▶ _WHAT TO PRODUCE_
Repeat, exactly and in full, the lines of the listing below, but without any pictures.

--*--

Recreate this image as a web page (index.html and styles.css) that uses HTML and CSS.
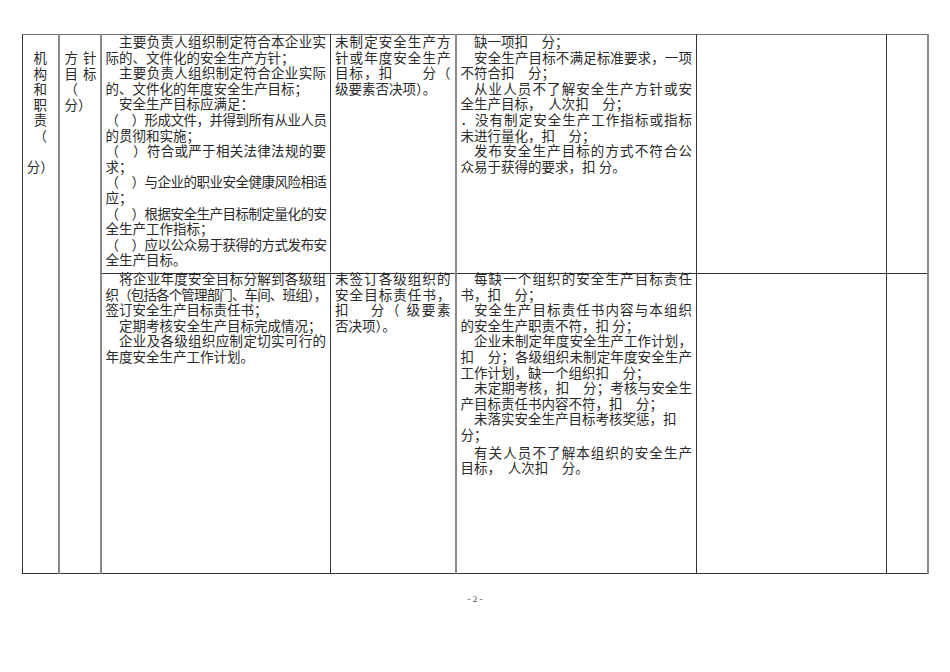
FILE: index.html
```html
<!DOCTYPE html>
<html lang="zh-CN">
<head>
<meta charset="utf-8">
<title>安全生产标准化</title>
<link rel="stylesheet" href="styles.css">
</head>
<body>
<div class="sheet">
  <table class="doc">
    <colgroup>
      <col class="w1"><col class="w2"><col class="w3"><col class="w4"><col class="w5"><col class="w6"><col class="w7">
    </colgroup>
    <tr class="r1">
      <td class="c1 lead" rowspan="2">
        <div class="ln">机</div>
        <div class="ln">构</div>
        <div class="ln">和</div>
        <div class="ln">职</div>
        <div class="ln">责</div>
        <div class="ln">（</div>
        <div class="ln">&nbsp;</div>
        <div class="ln">分）</div>
      </td>
      <td class="c2 lead" rowspan="2">
        <div class="ln j">方针</div>
        <div class="ln j">目标</div>
        <div class="ln">（</div>
        <div class="ln">分）</div>
      </td>
      <td class="c3">
        <div class="ln i j">主要负责人组织制定符合本企业实</div>
        <div class="ln">际的、文件化的安全生产方针；</div>
        <div class="ln i j">主要负责人组织制定符合企业实际</div>
        <div class="ln">的、文件化的年度安全生产目标；</div>
        <div class="ln i">安全生产目标应满足：</div>
        <div class="ln j s">（　）形成文件，并得到所有从业人员</div>
        <div class="ln">的贯彻和实施；</div>
        <div class="ln j">（　）符合或严于相关法律法规的要</div>
        <div class="ln">求；</div>
        <div class="ln j s">（　）与企业的职业安全健康风险相适</div>
        <div class="ln">应；</div>
        <div class="ln j s">（　）根据安全生产目标制定量化的安</div>
        <div class="ln">全生产工作指标；</div>
        <div class="ln j s">（　）应以公众易于获得的方式发布安</div>
        <div class="ln">全生产目标。</div>
      </td>
      <td class="c4">
        <div class="ln j">未制定安全生产方</div>
        <div class="ln j">针或年度安全生产</div>
        <div class="ln j">目标，扣　　分（</div>
        <div class="ln">级要素否决项）。</div>
      </td>
      <td class="c5">
        <div class="ln i">缺一项扣　分；</div>
        <div class="ln i j">安全生产目标不满足标准要求，一项</div>
        <div class="ln">不符合扣　分；</div>
        <div class="ln i j">从业人员不了解安全生产方针或安</div>
        <div class="ln">全生产目标，　人次扣　分；</div>
        <div class="ln j">．没有制定安全生产工作指标或指标</div>
        <div class="ln">未进行量化，扣　分；</div>
        <div class="ln i j">发布安全生产目标的方式不符合公</div>
        <div class="ln">众易于获得的要求，扣 分。</div>
      </td>
      <td class="c6"></td>
      <td class="c7"></td>
    </tr>
    <tr class="r2">
      <td class="c3">
        <div class="ln i j">将企业年度安全目标分解到各级组</div>
        <div class="ln j t">织（包括各个管理部门、车间、班组），</div>
        <div class="ln">签订安全生产目标责任书；</div>
        <div class="ln i">定期考核安全生产目标完成情况；</div>
        <div class="ln i j">企业及各级组织应制定切实可行的</div>
        <div class="ln">年度安全生产工作计划。</div>
      </td>
      <td class="c4">
        <div class="ln j">未签订各级组织的</div>
        <div class="ln j">安全目标责任书，</div>
        <div class="ln j">扣 　分（ 级要素</div>
        <div class="ln">否决项）。</div>
      </td>
      <td class="c5">
        <div class="ln i j">每缺一个组织的安全生产目标责任</div>
        <div class="ln">书，扣　分；</div>
        <div class="ln i j">安全生产目标责任书内容与本组织</div>
        <div class="ln">的安全生产职责不符，扣 分；</div>
        <div class="ln i j">企业未制定年度安全生产工作计划，</div>
        <div class="ln j">扣　分；各级组织未制定年度安全生产</div>
        <div class="ln">工作计划，缺一个组织扣　分；</div>
        <div class="ln i j">未定期考核，扣　分；考核与安全生</div>
        <div class="ln">产目标责任书内容不符，扣　分；</div>
        <div class="ln i">未落实安全生产目标考核奖惩，扣</div>
        <div class="ln">分；</div>
        <div class="ln i j gap">有关人员不了解本组织的安全生产</div>
        <div class="ln">目标，　人次扣　分。</div>
      </td>
      <td class="c6"></td>
      <td class="c7"></td>
    </tr>
  </table>
  <div class="pageno">- 2 -</div>
</div>
</body>
</html>
```

FILE: styles.css
```css
html, body {
  margin: 0;
  padding: 0;
  background: #ffffff;
}

body {
  font-family: "Liberation Serif", "Noto Sans CJK SC", "Noto Sans CJK JP", serif;
  color: #2a2a2a;
}

.sheet {
  padding-top: 34px;
}

.doc {
  margin-left: 22px;
  width: 905px;
  border-collapse: collapse;
  table-layout: fixed;
}

.w1 { width: 36px; }
.w2 { width: 42px; }
.w3 { width: 230px; }
.w4 { width: 125px; }
.w5 { width: 241px; }
.w6 { width: 190px; }
.w7 { width: 41px; }

.r1 { height: 239px; }
.r2 { height: 300px; }

.doc td {
  border: 1px solid #333333;
  vertical-align: top;
  padding: 0 4px;
  font-size: 13.5px;
  line-height: 15.6px;
  font-weight: 400;
}

.r1 td {
  border-top: 1px solid #6e6e6e;
}

.r2 td .ln:first-child {
  margin-top: -2px;
}

.doc td.c2,
.doc td.c3,
.doc td.c5 {
  border-left: 2px solid #8a8a8a;
}

.doc td.c7 {
  border-right: 2px solid #8a8a8a;
}

.doc td.lead {
  padding-top: 16px;
}

.doc td.c1 {
  text-align: center;
  padding-left: 2px;
  padding-right: 2px;
}

.doc td.c2 {
  padding-left: 5px;
  padding-right: 3px;
}

.ln {
  white-space: nowrap;
}

.i {
  text-indent: 1em;
}

.j {
  text-align: justify;
  text-align-last: justify;
}

.s {
  letter-spacing: -0.5px;
}

.t {
  letter-spacing: -1.2px;
}

.gap {
  margin-top: 2px;
}

.pageno {
  margin-top: 19px;
  text-align: center;
  font-family: "Liberation Serif", serif;
  font-size: 9px;
  line-height: 12px;
  color: #444444;
}
```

--*--

▶ _SOLUTION TO THE PROBLEM_
Recreate this image as a web page (index.html and styles.css) that uses HTML and CSS.
FILE: index.html
```html
<!DOCTYPE html>
<html lang="zh-CN">
<head>
<meta charset="utf-8">
<title>安全生产标准化</title>
<link rel="stylesheet" href="styles.css">
</head>
<body>
<div class="sheet">
  <table class="doc">
    <colgroup>
      <col class="w1"><col class="w2"><col class="w3"><col class="w4"><col class="w5"><col class="w6"><col class="w7">
    </colgroup>
    <tr class="r1">
      <td class="c1 lead" rowspan="2">
        <div class="ln">机</div>
        <div class="ln">构</div>
        <div class="ln">和</div>
        <div class="ln">职</div>
        <div class="ln">责</div>
        <div class="ln">（</div>
        <div class="ln">&nbsp;</div>
        <div class="ln">分）</div>
      </td>
      <td class="c2 lead" rowspan="2">
        <div class="ln j">方针</div>
        <div class="ln j">目标</div>
        <div class="ln">（</div>
        <div class="ln">分）</div>
      </td>
      <td class="c3">
        <div class="ln i j">主要负责人组织制定符合本企业实</div>
        <div class="ln">际的、文件化的安全生产方针；</div>
        <div class="ln i j">主要负责人组织制定符合企业实际</div>
        <div class="ln">的、文件化的年度安全生产目标；</div>
        <div class="ln i">安全生产目标应满足：</div>
        <div class="ln j s">（　）形成文件，并得到所有从业人员</div>
        <div class="ln">的贯彻和实施；</div>
        <div class="ln j">（　）符合或严于相关法律法规的要</div>
        <div class="ln">求；</div>
        <div class="ln j s">（　）与企业的职业安全健康风险相适</div>
        <div class="ln">应；</div>
        <div class="ln j s">（　）根据安全生产目标制定量化的安</div>
        <div class="ln">全生产工作指标；</div>
        <div class="ln j s">（　）应以公众易于获得的方式发布安</div>
        <div class="ln">全生产目标。</div>
      </td>
      <td class="c4">
        <div class="ln j">未制定安全生产方</div>
        <div class="ln j">针或年度安全生产</div>
        <div class="ln j">目标，扣　　分（</div>
        <div class="ln">级要素否决项）。</div>
      </td>
      <td class="c5">
        <div class="ln i">缺一项扣　分；</div>
        <div class="ln i j">安全生产目标不满足标准要求，一项</div>
        <div class="ln">不符合扣　分；</div>
        <div class="ln i j">从业人员不了解安全生产方针或安</div>
        <div class="ln">全生产目标，　人次扣　分；</div>
        <div class="ln j">．没有制定安全生产工作指标或指标</div>
        <div class="ln">未进行量化，扣　分；</div>
        <div class="ln i j">发布安全生产目标的方式不符合公</div>
        <div class="ln">众易于获得的要求，扣 分。</div>
      </td>
      <td class="c6"></td>
      <td class="c7"></td>
    </tr>
    <tr class="r2">
      <td class="c3">
        <div class="ln i j">将企业年度安全目标分解到各级组</div>
        <div class="ln j t">织（包括各个管理部门、车间、班组），</div>
        <div class="ln">签订安全生产目标责任书；</div>
        <div class="ln i">定期考核安全生产目标完成情况；</div>
        <div class="ln i j">企业及各级组织应制定切实可行的</div>
        <div class="ln">年度安全生产工作计划。</div>
      </td>
      <td class="c4">
        <div class="ln j">未签订各级组织的</div>
        <div class="ln j">安全目标责任书，</div>
        <div class="ln j">扣 　分（ 级要素</div>
        <div class="ln">否决项）。</div>
      </td>
      <td class="c5">
        <div class="ln i j">每缺一个组织的安全生产目标责任</div>
        <div class="ln">书，扣　分；</div>
        <div class="ln i j">安全生产目标责任书内容与本组织</div>
        <div class="ln">的安全生产职责不符，扣 分；</div>
        <div class="ln i j">企业未制定年度安全生产工作计划，</div>
        <div class="ln j">扣　分；各级组织未制定年度安全生产</div>
        <div class="ln">工作计划，缺一个组织扣　分；</div>
        <div class="ln i j">未定期考核，扣　分；考核与安全生</div>
        <div class="ln">产目标责任书内容不符，扣　分；</div>
        <div class="ln i">未落实安全生产目标考核奖惩，扣</div>
        <div class="ln">分；</div>
        <div class="ln i j gap">有关人员不了解本组织的安全生产</div>
        <div class="ln">目标，　人次扣　分。</div>
      </td>
      <td class="c6"></td>
      <td class="c7"></td>
    </tr>
  </table>
  <div class="pageno">- 2 -</div>
</div>
</body>
</html>
```

FILE: styles.css
```css
html, body {
  margin: 0;
  padding: 0;
  background: #ffffff;
}

body {
  font-family: "Liberation Serif", "Noto Sans CJK SC", "Noto Sans CJK JP", serif;
  color: #2a2a2a;
}

.sheet {
  padding-top: 34px;
}

.doc {
  margin-left: 22px;
  width: 905px;
  border-collapse: collapse;
  table-layout: fixed;
}

.w1 { width: 36px; }
.w2 { width: 42px; }
.w3 { width: 230px; }
.w4 { width: 125px; }
.w5 { width: 241px; }
.w6 { width: 190px; }
.w7 { width: 41px; }

.r1 { height: 239px; }
.r2 { height: 300px; }

.doc td {
  border: 1px solid #333333;
  vertical-align: top;
  padding: 0 4px;
  font-size: 13.5px;
  line-height: 15.6px;
  font-weight: 400;
}

.r1 td {
  border-top: 1px solid #6e6e6e;
}

.r2 td .ln:first-child {
  margin-top: -2px;
}

.doc td.c2,
.doc td.c3,
.doc td.c5 {
  border-left: 2px solid #8a8a8a;
}

.doc td.c7 {
  border-right: 2px solid #8a8a8a;
}

.doc td.lead {
  padding-top: 16px;
}

.doc td.c1 {
  text-align: center;
  padding-left: 2px;
  padding-right: 2px;
}

.doc td.c2 {
  padding-left: 5px;
  padding-right: 3px;
}

.ln {
  white-space: nowrap;
}

.i {
  text-indent: 1em;
}

.j {
  text-align: justify;
  text-align-last: justify;
}

.s {
  letter-spacing: -0.5px;
}

.t {
  letter-spacing: -1.2px;
}

.gap {
  margin-top: 2px;
}

.pageno {
  margin-top: 19px;
  text-align: center;
  font-family: "Liberation Serif", serif;
  font-size: 9px;
  line-height: 12px;
  color: #444444;
}
```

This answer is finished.